● Input material:
'''
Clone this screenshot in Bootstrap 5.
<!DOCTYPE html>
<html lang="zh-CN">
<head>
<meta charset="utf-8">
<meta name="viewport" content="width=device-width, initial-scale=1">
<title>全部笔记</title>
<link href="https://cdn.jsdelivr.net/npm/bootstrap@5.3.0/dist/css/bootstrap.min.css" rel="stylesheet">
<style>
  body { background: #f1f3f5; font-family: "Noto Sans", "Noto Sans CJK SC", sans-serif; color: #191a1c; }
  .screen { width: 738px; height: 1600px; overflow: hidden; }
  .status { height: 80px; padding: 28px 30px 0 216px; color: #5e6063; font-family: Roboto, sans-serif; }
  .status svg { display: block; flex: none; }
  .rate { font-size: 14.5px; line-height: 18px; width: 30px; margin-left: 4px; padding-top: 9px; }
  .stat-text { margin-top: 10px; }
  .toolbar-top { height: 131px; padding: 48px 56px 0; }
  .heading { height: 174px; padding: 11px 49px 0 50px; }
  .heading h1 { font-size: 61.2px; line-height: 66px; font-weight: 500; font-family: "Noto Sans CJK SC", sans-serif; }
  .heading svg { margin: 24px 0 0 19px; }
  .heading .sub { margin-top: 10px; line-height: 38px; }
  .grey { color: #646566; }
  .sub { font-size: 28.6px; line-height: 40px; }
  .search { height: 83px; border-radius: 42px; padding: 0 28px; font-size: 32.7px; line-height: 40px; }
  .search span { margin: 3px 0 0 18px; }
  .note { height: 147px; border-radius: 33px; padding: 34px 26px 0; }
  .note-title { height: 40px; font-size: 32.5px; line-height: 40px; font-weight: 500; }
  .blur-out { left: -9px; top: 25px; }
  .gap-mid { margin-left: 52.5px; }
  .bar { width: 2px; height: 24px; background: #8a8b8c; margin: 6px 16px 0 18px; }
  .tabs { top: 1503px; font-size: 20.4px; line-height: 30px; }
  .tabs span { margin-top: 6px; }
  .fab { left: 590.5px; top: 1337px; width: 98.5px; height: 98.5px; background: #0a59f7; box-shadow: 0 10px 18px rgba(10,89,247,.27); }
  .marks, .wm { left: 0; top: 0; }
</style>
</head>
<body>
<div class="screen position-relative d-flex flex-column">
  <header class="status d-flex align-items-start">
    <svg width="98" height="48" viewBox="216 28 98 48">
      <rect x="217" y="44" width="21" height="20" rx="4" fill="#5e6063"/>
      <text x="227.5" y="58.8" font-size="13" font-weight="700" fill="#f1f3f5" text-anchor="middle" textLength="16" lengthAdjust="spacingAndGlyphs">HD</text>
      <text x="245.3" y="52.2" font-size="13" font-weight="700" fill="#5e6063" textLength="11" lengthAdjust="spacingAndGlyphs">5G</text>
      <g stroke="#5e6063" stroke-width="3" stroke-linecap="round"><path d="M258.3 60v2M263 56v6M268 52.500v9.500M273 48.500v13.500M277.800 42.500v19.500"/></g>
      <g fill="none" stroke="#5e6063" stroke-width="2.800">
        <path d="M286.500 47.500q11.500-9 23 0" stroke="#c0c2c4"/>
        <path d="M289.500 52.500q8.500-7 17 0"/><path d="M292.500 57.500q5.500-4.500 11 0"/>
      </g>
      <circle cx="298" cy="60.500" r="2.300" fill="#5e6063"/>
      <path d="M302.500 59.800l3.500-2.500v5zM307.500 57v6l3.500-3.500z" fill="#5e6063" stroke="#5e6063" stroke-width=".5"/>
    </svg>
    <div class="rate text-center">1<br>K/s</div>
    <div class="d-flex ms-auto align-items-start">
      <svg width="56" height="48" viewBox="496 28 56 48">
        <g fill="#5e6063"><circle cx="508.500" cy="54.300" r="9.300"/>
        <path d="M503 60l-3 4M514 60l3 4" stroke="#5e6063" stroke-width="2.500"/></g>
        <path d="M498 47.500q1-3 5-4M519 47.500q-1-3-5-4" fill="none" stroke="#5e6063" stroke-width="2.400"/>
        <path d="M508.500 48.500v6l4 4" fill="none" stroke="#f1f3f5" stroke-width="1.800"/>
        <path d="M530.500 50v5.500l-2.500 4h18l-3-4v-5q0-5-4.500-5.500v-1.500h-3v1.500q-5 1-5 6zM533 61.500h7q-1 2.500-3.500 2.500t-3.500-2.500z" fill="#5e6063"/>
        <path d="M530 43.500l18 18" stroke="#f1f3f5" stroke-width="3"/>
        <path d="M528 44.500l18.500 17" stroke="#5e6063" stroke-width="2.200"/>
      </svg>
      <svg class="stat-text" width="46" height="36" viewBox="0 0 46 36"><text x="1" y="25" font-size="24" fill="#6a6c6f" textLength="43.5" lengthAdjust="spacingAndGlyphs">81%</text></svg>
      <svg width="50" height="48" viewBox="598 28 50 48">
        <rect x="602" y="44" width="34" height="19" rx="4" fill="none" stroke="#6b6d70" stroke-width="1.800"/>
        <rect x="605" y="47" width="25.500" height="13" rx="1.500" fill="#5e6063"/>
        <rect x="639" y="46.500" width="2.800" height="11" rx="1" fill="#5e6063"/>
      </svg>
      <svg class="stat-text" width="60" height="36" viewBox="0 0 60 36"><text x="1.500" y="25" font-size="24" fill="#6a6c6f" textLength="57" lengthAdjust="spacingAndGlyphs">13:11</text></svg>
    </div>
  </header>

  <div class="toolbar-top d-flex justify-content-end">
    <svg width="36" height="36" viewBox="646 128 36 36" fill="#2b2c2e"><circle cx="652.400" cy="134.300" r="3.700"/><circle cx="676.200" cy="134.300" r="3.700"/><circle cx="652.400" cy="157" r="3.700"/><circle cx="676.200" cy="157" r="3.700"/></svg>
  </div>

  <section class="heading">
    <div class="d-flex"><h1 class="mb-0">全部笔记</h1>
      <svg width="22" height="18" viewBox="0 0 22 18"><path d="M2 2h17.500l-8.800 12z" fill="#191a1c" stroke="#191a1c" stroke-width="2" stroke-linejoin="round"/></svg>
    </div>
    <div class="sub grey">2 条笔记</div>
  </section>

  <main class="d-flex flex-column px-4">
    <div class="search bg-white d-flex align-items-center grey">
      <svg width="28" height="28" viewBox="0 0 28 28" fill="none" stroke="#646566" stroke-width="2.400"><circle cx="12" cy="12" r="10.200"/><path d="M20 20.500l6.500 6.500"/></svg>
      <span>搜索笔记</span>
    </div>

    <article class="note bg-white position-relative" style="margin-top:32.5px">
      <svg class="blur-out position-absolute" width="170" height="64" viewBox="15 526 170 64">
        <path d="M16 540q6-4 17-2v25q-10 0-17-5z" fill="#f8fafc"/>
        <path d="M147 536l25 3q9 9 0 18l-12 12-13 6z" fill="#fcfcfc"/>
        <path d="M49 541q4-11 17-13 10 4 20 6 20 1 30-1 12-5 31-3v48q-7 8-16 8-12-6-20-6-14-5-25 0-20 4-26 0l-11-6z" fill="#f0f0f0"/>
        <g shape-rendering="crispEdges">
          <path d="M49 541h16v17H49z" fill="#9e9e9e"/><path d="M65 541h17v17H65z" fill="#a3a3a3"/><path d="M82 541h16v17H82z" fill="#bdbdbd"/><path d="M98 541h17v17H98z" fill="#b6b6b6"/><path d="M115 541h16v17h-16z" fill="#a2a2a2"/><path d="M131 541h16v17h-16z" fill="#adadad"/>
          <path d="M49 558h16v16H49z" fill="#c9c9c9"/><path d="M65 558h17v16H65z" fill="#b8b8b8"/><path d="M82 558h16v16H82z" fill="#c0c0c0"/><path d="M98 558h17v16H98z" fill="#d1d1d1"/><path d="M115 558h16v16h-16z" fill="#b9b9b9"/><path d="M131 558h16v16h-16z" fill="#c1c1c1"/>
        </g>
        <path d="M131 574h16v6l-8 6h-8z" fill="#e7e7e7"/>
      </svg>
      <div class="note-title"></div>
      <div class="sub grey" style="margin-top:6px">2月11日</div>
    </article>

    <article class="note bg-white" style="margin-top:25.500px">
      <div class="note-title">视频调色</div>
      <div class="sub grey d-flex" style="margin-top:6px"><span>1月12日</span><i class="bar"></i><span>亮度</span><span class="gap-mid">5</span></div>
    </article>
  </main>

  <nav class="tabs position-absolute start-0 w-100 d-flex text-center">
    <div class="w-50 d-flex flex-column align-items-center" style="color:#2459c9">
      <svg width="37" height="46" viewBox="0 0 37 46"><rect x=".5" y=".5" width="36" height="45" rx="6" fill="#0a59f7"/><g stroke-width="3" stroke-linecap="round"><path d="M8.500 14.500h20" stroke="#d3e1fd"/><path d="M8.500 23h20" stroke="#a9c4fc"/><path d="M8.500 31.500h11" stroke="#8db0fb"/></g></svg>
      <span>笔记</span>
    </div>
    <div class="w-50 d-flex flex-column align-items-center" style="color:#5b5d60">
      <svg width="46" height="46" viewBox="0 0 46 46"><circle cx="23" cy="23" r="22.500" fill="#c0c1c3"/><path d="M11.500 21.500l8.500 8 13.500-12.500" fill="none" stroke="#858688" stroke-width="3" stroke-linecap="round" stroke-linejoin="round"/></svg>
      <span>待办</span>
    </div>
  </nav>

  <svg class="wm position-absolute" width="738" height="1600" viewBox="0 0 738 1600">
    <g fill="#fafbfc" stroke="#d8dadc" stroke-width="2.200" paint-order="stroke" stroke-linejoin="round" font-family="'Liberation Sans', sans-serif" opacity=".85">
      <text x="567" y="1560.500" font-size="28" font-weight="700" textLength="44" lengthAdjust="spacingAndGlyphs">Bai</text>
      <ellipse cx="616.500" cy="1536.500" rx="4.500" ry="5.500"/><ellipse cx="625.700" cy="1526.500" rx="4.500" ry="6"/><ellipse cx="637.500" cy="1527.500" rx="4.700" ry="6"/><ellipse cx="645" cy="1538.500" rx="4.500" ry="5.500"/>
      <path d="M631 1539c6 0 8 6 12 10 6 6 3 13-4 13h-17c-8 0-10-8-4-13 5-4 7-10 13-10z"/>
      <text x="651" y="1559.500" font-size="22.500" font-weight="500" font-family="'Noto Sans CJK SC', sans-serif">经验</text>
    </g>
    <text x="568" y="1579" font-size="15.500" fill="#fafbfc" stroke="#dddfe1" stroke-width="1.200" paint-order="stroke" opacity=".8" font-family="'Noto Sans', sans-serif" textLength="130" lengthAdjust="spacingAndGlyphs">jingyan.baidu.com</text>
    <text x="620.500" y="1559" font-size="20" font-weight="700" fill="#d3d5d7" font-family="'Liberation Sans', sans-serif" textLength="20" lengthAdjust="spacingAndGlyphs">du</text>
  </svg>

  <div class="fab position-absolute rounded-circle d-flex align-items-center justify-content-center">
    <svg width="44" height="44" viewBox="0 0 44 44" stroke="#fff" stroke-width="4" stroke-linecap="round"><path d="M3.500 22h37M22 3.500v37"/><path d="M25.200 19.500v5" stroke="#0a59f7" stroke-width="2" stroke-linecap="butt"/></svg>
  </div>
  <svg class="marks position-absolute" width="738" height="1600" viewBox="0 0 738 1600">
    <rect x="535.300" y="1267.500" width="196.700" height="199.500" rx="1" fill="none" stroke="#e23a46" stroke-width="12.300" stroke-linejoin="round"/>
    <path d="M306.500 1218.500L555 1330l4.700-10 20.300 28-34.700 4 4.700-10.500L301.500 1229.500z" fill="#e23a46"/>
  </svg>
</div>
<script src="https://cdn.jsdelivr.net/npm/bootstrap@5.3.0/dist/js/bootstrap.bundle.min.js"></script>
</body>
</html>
'''
'''
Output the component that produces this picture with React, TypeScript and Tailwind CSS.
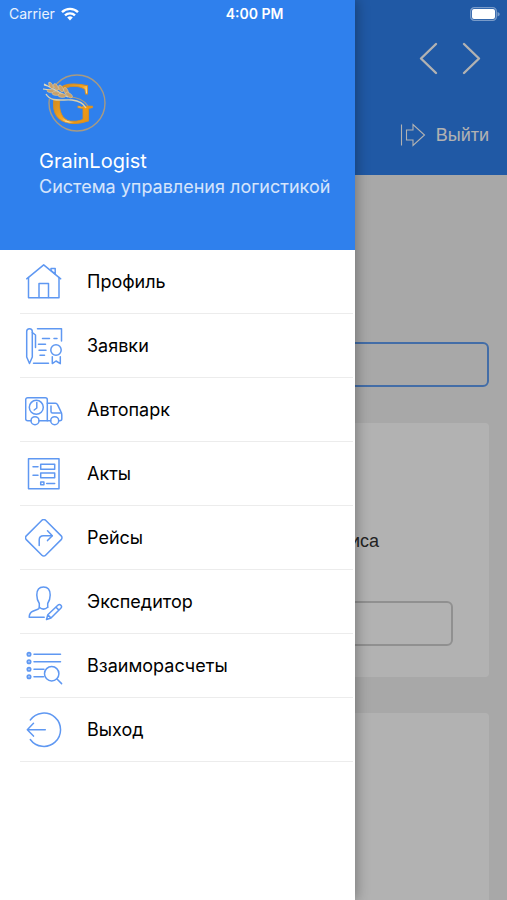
'''
● Goal of the exercise: Copy and report every line where the word "this" is present.

● Answer below:
Clone this screenshot in Bootstrap 5.
Output the component that produces this picture with React, TypeScript and Tailwind CSS.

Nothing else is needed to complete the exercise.